現代の日本が抱える問題をSF風に描いた社会問題系の作品です。
あらすじから少子高齢化がテーマかと思ったのですが読んでみると現代の様々な問題を扱っています。老後が70歳までしかないなら家族よりも自分を優先して好きなことしたい、この先に希望を持てず死にたい若者にも安楽死を提供してほしい、などといった問題についても描かれているため読んでいてためになります。こういった法案が仮にできたとして、本当に良い方向に世の中は進むのだろうか?と色々な想像を膨らませて考えることもできますので良いきっかけになると思います。
一点気になるのはラストの展開で、かなり強引にハッピーエンドに持っていった印象です。それまでに描写していた問題たちをかなり雑に片づけて終わらせているので煮え切らない感じが残ってしまいました。
 
作中では国の財政難のために70歳で安楽死する法律が出来たとされていました。
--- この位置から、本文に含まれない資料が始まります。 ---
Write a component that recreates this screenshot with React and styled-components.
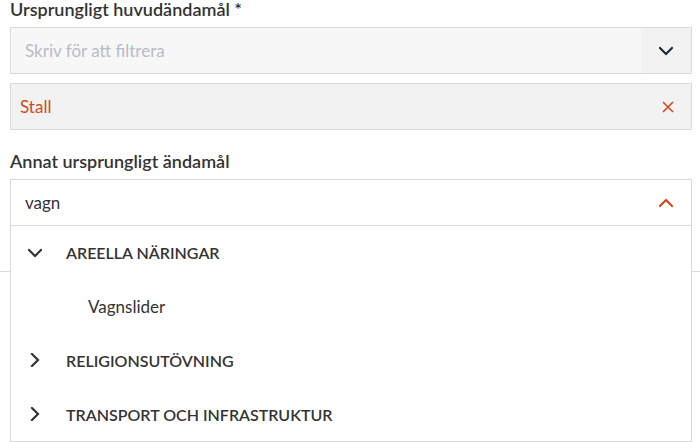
import React from "react";
import styled, { createGlobalStyle } from "styled-components";

const GlobalStyle = createGlobalStyle`
  html, body {
    margin: 0;
    height: 100%;
  }
  body {
    background: #fff;
    font-family: Lato, "Noto Sans", sans-serif;
    color: #333;
  }
`;

const Chevron = ({ dir = "down", color = "#333", size = 14 }) => {
  const points = {
    down: "1,4 7,10 13,4",
    up: "1,10 7,4 13,10",
    right: "4,1 10,7 4,13",
  }[dir];
  return (
    <svg width={size} height={size} viewBox="0 0 14 14">
      <polyline
        points={points}
        fill="none"
        stroke={color}
        strokeWidth="2.2"
        strokeLinecap="square"
      />
    </svg>
  );
};

const Cross = ({ color }) => (
  <svg width="12" height="12" viewBox="0 0 12 12">
    <path d="M1 1 L11 11 M11 1 L1 11" stroke={color} strokeWidth="1.6" fill="none" />
  </svg>
);

const Page = () => {
  const groups = [
    { name: "AREELLA NÄRINGAR", open: true, items: ["Vagnslider"] },
    { name: "RELIGIONSUTÖVNING", open: false, items: [] },
    { name: "TRANSPORT OCH INFRASTRUKTUR", open: false, items: [] },
  ];

  return (
    <Wrapper>
      <GlobalStyle />
      <Form>
        <Label>Ursprungligt huvudändamål *</Label>
        <Select $muted>
          <Field $placeholder>Skriv för att filtrera</Field>
          <Toggle $shaded>
            <Chevron dir="down" color="#1c2b3c" />
          </Toggle>
        </Select>
        <Chip>
          <span>Stall</span>
          <Toggle>
            <Cross color="#d2491c" />
          </Toggle>
        </Chip>

        <Label $spaced>Annat ursprungligt ändamål</Label>
        <Combo>
          <Select>
            <Field>vagn</Field>
            <Toggle>
              <Chevron dir="up" color="#d2491c" />
            </Toggle>
          </Select>
          <Menu>
            {groups.map((g) => (
              <React.Fragment key={g.name}>
                <Row>
                  <IconSlot>
                    <Chevron dir={g.open ? "down" : "right"} color="#333" />
                  </IconSlot>
                  <GroupName>{g.name}</GroupName>
                </Row>
                {g.open &&
                  g.items.map((item) => (
                    <Row key={item} $child>
                      {item}
                    </Row>
                  ))}
              </React.Fragment>
            ))}
          </Menu>
        </Combo>
      </Form>
      <Divider />
    </Wrapper>
  );
};

const Wrapper = styled.div`
  margin-top: -3px;
  min-height: 445px;
`;

const Form = styled.div`
  padding: 0 8px 0 10px;
`;

const Label = styled.div`
  font-size: 18px;
  font-weight: 600;
  line-height: 24px;
  color: #333;
  margin: ${(p) => (p.$spaced ? "19px" : "0")} 0 6px;
`;

const Select = styled.div`
  display: flex;
  align-items: stretch;
  height: 45px;
  border: 1px solid #d9d9d9;
  background: ${(p) => (p.$muted ? "#f7f7f7" : "#fff")};
`;

const Field = styled.div`
  flex: 1;
  display: flex;
  align-items: center;
  padding-left: 14px;
  font-size: 17px;
  color: ${(p) => (p.$placeholder ? "#b8bcc6" : "#333")};
`;

const Toggle = styled.div`
  width: 50px;
  display: flex;
  align-items: center;
  justify-content: center;
  background: ${(p) => (p.$shaded ? "#f2f2f2" : "transparent")};
`;

const Chip = styled.div`
  display: flex;
  align-items: center;
  justify-content: space-between;
  height: 45px;
  margin-top: 9px;
  padding-left: 9px;
  border: 1px solid #d9d9d9;
  background: #f2f2f2;
  color: #d2491c;
  font-size: 17px;

  ${Toggle} {
    align-self: stretch;
    width: 46px;
  }
`;

const Combo = styled.div`
  position: relative;
`;

const Menu = styled.div`
  position: absolute;
  top: 100%;
  left: 0;
  right: 0;
  z-index: 2;
  background: #fff;
  border: 1px solid #d9d9d9;
  border-top: none;
`;

const Row = styled.div`
  display: flex;
  align-items: center;
  height: 53.75px;
  padding-left: ${(p) => (p.$child ? "77px" : "17px")};
  font-size: 17px;
  color: #333;
`;

const IconSlot = styled.span`
  display: flex;
  width: 14px;
  margin-right: 24px;
`;

const GroupName = styled.span`
  font-size: 16px;
  font-weight: 600;
`;

const Divider = styled.div`
  margin-top: 45px;
  border-top: 1px solid #dcdcdc;
`;

export default Page;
現実でこういった法律が出来た、もしくは作る動きになったとき世間は賛同するのか?というのは気になるところです。考えてみたのですが、そこに属する人々がどれだけ目の敵にされているかにかかってくると思います。実例として、海外のある地域でコロナウィルスのことを「ブーマーリムーバー」と呼び歓迎する動きがあったといいます。このようにその属性の人から嫌な目にあわされた人が多くいると排除する動きが出てきたときに賛同へ傾く気がします。あくまで世論の賛同なので算出された数値や妥当性よりも感情論で賛同率は決まるでしょう。
日本の場合、おじいちゃんおばあちゃんに親しみがある人が多いので財政難のために高齢者を犠牲にする動きはあまり賛同を得られないと思っています。逆に目の敵にしている人が多そうな属性を考えると生活保護かなと思っています。犯罪者関連の費用あたりも有力でしょうか。
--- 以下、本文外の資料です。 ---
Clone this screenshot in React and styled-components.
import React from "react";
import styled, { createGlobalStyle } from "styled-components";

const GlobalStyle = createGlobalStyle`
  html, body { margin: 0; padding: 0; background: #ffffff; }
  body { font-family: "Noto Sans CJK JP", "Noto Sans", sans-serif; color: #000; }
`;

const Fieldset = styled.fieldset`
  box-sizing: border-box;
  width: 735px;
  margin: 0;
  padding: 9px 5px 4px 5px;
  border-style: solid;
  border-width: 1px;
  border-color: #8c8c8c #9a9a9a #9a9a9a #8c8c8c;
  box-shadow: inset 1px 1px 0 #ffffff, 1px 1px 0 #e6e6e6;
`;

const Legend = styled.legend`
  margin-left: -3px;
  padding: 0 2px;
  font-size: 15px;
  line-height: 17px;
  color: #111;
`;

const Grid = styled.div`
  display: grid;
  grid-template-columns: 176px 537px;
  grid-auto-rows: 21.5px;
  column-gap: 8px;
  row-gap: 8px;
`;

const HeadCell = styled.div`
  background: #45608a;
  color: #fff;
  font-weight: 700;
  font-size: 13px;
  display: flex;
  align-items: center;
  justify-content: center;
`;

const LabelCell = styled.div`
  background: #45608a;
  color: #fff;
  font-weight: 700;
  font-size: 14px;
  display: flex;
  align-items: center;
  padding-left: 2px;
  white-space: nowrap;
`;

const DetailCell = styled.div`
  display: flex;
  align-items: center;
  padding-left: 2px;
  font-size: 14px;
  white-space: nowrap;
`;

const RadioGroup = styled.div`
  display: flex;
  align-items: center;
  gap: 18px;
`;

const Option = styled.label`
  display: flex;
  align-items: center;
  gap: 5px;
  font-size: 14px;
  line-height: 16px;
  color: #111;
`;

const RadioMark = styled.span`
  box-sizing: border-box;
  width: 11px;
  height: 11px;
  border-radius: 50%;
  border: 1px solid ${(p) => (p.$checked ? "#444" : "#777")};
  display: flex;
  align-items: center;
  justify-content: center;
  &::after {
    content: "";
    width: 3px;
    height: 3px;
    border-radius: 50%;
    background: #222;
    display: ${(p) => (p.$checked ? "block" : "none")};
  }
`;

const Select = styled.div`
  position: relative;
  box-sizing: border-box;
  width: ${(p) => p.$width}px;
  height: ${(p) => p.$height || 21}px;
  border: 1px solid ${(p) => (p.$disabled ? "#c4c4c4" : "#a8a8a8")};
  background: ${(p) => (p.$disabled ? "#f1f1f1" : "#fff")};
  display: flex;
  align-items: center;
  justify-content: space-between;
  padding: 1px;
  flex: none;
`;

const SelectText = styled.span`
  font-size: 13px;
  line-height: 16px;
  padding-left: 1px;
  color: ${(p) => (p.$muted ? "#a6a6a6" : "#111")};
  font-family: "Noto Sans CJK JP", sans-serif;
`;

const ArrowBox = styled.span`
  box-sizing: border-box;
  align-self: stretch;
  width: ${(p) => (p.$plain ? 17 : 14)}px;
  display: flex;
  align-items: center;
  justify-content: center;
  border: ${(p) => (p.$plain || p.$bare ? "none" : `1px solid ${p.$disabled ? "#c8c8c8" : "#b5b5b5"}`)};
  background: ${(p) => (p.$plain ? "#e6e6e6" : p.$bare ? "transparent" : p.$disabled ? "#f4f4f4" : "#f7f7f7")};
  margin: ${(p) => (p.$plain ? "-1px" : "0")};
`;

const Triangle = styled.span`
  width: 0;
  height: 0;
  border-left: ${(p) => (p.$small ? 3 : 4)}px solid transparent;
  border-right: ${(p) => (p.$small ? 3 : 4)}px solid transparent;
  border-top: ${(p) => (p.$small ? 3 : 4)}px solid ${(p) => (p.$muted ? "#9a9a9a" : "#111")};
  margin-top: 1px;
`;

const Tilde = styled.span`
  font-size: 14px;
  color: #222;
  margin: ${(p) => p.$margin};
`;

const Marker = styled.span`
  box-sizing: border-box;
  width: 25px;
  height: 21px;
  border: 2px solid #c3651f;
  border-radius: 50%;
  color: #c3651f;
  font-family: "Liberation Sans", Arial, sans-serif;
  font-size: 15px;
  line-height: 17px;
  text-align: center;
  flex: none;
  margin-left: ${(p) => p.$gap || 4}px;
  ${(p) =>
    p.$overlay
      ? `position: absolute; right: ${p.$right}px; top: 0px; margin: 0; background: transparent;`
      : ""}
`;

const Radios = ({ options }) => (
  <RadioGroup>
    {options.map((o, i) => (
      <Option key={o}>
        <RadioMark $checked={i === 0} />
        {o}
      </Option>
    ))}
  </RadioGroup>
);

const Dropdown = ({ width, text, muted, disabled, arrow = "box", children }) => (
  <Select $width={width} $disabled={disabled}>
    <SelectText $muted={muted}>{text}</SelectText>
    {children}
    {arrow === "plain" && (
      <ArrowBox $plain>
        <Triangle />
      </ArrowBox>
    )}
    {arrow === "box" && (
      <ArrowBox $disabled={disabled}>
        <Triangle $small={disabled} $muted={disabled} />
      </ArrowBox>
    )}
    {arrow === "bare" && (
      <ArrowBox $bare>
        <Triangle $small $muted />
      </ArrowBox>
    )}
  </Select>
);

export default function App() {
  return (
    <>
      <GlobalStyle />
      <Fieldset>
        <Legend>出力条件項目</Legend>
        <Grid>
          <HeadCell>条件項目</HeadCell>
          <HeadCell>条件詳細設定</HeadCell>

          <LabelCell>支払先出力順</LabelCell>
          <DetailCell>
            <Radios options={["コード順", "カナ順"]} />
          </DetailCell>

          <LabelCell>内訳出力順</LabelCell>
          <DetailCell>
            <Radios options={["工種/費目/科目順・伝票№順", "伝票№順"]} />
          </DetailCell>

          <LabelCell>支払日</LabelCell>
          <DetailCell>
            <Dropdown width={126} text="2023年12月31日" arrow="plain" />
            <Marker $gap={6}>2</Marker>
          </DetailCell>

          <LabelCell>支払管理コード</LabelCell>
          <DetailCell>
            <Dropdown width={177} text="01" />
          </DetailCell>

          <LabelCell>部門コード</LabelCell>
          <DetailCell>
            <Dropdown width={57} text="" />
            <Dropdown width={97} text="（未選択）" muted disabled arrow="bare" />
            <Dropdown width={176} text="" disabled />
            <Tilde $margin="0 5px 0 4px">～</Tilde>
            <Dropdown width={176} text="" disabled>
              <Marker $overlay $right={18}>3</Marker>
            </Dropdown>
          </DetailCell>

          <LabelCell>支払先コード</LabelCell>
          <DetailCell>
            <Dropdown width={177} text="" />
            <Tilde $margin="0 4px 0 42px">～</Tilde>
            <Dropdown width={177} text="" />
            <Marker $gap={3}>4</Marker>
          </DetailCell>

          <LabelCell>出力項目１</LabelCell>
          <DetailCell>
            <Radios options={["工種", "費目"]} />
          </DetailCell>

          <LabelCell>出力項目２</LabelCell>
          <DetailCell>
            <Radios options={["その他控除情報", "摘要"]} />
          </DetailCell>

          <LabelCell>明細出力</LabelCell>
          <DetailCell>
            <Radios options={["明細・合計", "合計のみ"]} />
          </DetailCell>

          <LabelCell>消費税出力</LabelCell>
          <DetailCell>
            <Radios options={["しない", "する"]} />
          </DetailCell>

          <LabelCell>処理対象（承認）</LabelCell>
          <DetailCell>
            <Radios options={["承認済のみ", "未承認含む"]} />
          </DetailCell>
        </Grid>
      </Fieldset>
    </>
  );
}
私個人としては高齢者を切り捨てるのは反対です。今まで出会った高齢の方々は素敵な方が多かったので作中のような形でいなくなって欲しくないです。仮にどの属性の人たちだったら切り捨てを賛同できるか、と考えたら就職氷河期世代の人たちを選びます。私の経験談として攻撃されたエピソードを時々書いていますが、それらを含め私の人生で邪魔になった人たちの9割は就職氷河期世代の人たちです。異様なまでに傲慢だったり、卑屈だったり、攻撃的だったりと人格が強く歪んでいる人と出会ったときに年代を確認するとほぼこの世代の人だったので接するときに最も警戒すべき年代だと思っています。以前政府が打ち出した就職氷河期世代の支援を打ち出していましたが、それが無しになったとしてもこの世代はいなくていいから構わないとしか思いません。
 
作中にて高齢者介護をしている女性が「世話をされている本人が一番つらい」と言われる場面があります。こういった苦労競争が大嫌いなのは何度かお話していますが、もう一つ嫌いな理由をお話します。この発言は事実を言っているだけで何の進展にもならない無価値な発言だという点です。
何かを解決するためのきっかけや分析に使うのが事実です。社会人の方なら想像できると思いますが、事実に対して自分なりの意見や仮説、アプローチ手段などを付け足して初めて価値が出ます。誰も気づいていない新事実でない限り事実だけ投げつけて逃げる人は卑怯者でしかありません。特に上記のようにアクションを強要しているのに自主的なアクションとして起こさせようとする人は卑怯者の極みなので即刻縁を切るべきです。
 
こういった問題にこれからもしくはすでに直面している方にとっては色々なことを考えるキッカケとして良い作品だと思います。